Ne risque-t-on pas de l'asphyxier en lui demandant de maintenir, à l'avenir, des excédents budgétaires massifs ?
Non. Je crois que l'accord d'aujourd'hui est réaliste et équilibré. Athènes prend des engagements clairs pour ses finances publiques. A moyen terme, il faudra que les excédents budgétaires reviennent à des valeurs plus normales et soutenables. Mais cela est prévu par l'accord.
Il y a aussi un déboursement significatif pour un « coussin de sécurité », qui va lui permettre de racheter des prêts. Et l'extension des maturités des crédits qui lui ont été octroyés va permettre un allégement de dette plus substantiel que jamais.
En maintenant quatre revues par an en Grèce, ne fait-on pas semblant de lâcher la bride au pays ?
Il ne s'agit pas de tenir la bride plus ou moins serrée. L'économie et la société grecque restent fragiles. Mener des politiques sérieuses pendant une durée consistante est une nécessité. Penser autrement serait naïf. Et revenir en arrière serait mortel pour la Grèce. D'où la combinaison subtile entre engagements du pays et gestes de soutien de la part des créanciers.
Concernant la surveillance qui sera effectuée, j'ai veillé personnellement à ce que les visites futures ne soient ni tatillonnes, ni intrusives, à ce qu'elles se focalisent sur les grandes politiques. Je ne veux pas que les équipes des institutions reviennent à Athènes en ayant juste changé la couleur de leurs costumes, mais en conseillers avisés et bienveillants.
Le pays pourra-t-il échapper à une vraie restructuration de sa dette, qui pèse 180 % de son PIB ?

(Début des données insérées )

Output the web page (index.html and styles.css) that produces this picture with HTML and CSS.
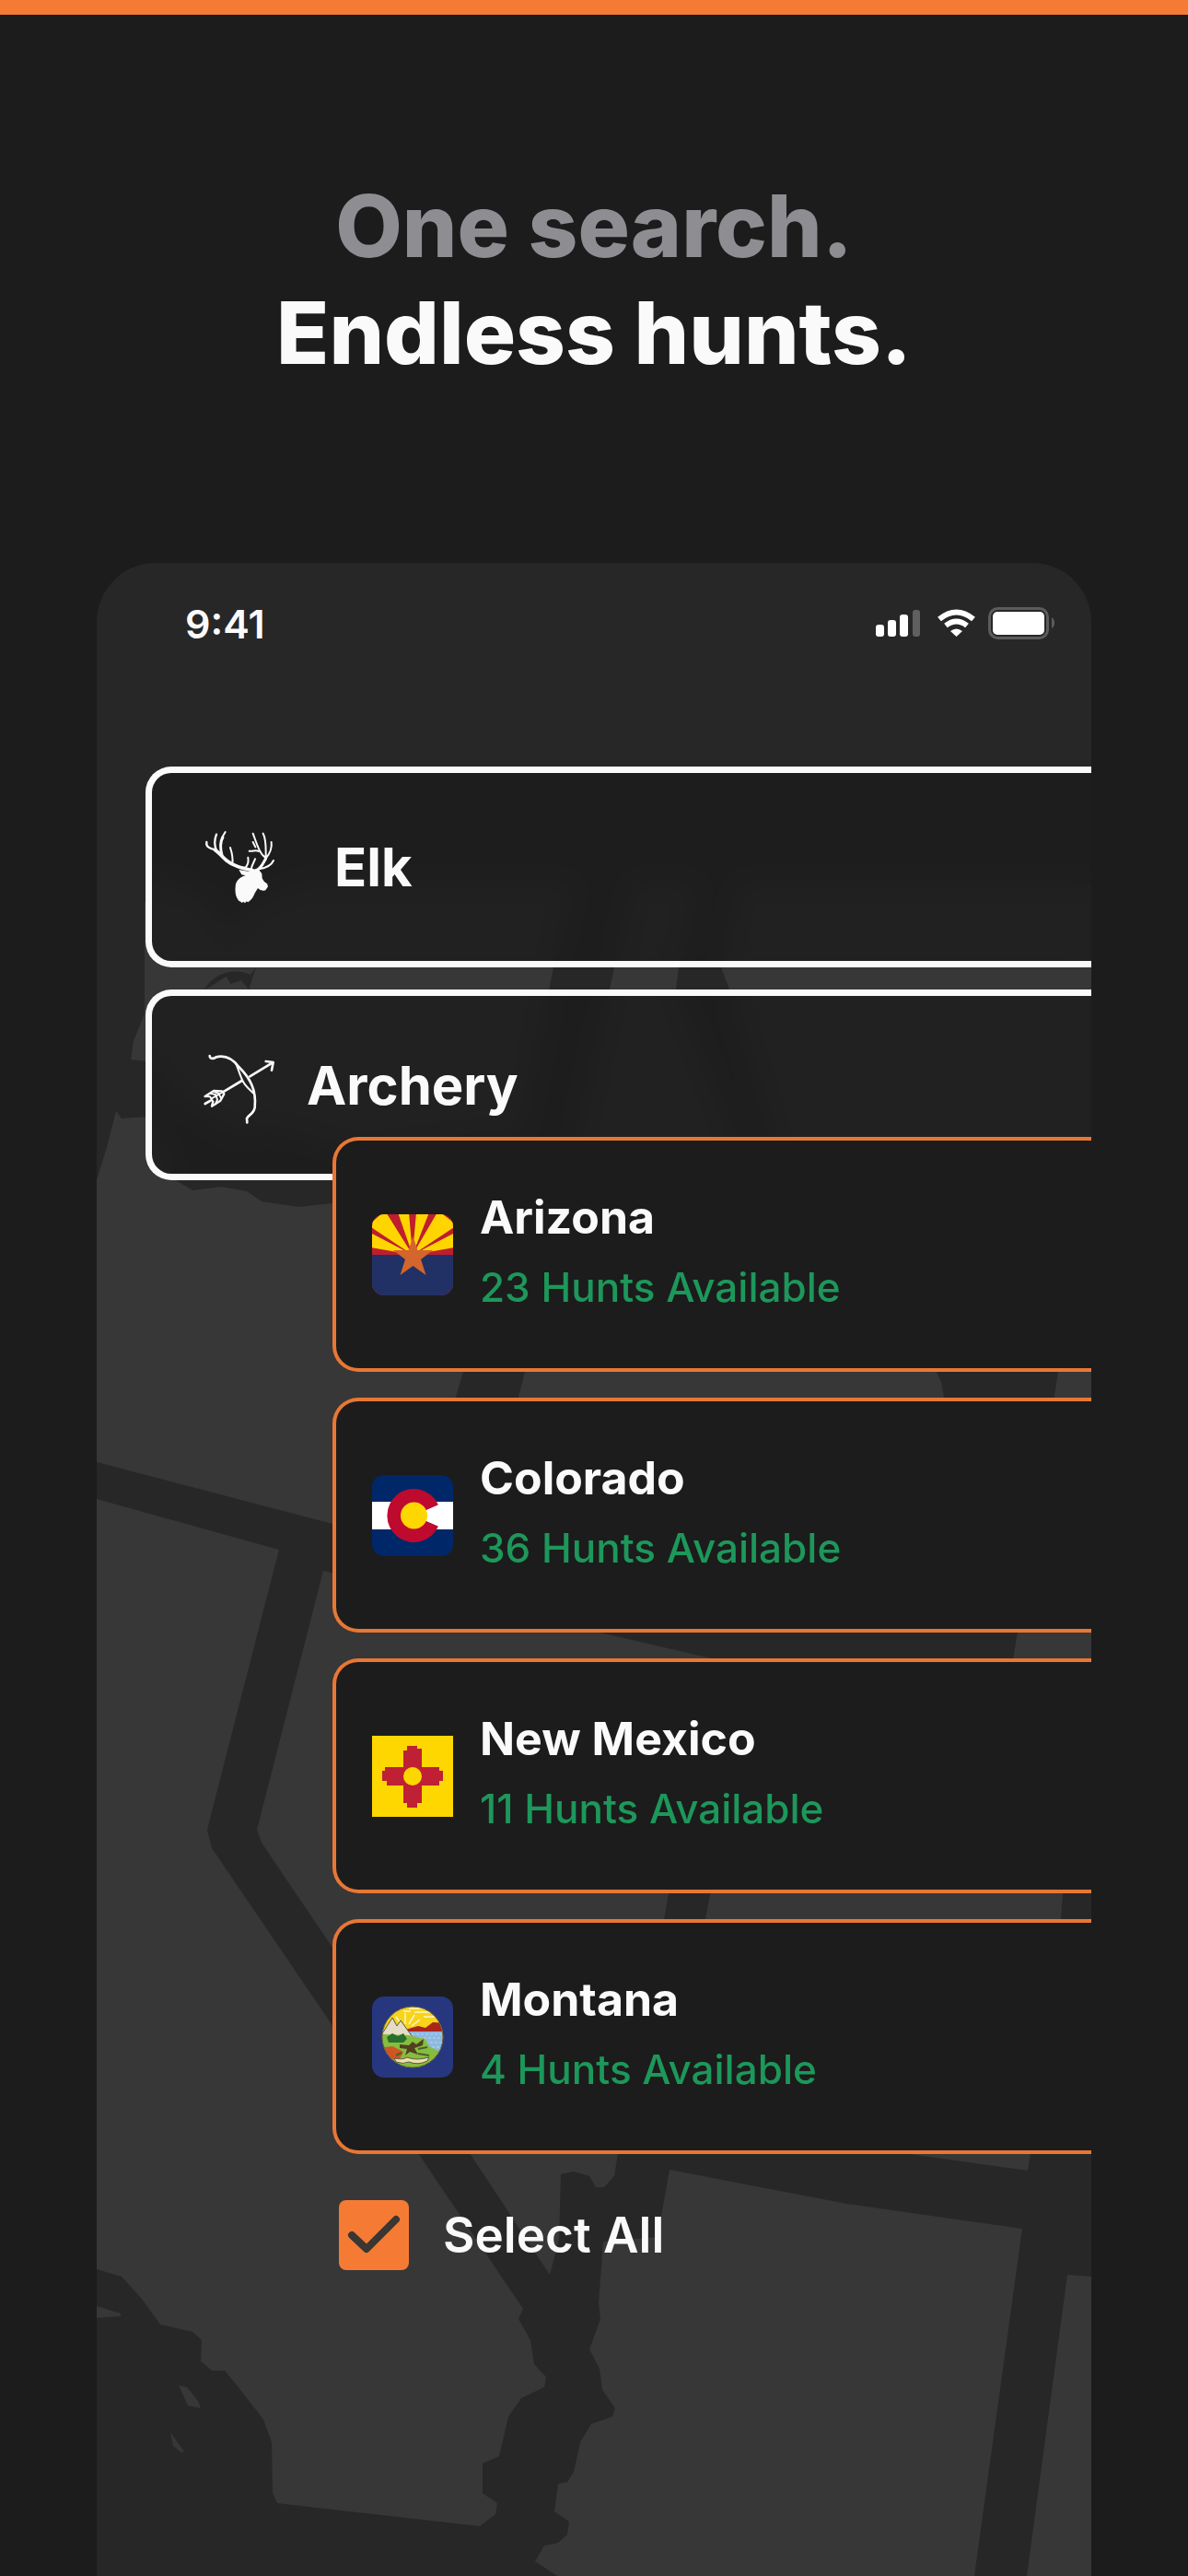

Dans un univers pur et parfait, on aurait pu penser à l'effacement de la dette. Mais elle représente tout de même 315 milliards d'euros. Depuis le début, l'hypothèse d'un « hair cut », c'est-à-dire d'une réduction nominale de la dette, a été écartée, pour privilégier des mécanismes d'allégement (en agissant sur les taux ou la durée des prêts, NDLR).
Aujourd'hui, nous poussons cette logique un peu plus loin et l'on prête à Athènes ce coussin de sécurité. Ne sous-estimons pas tous ces efforts.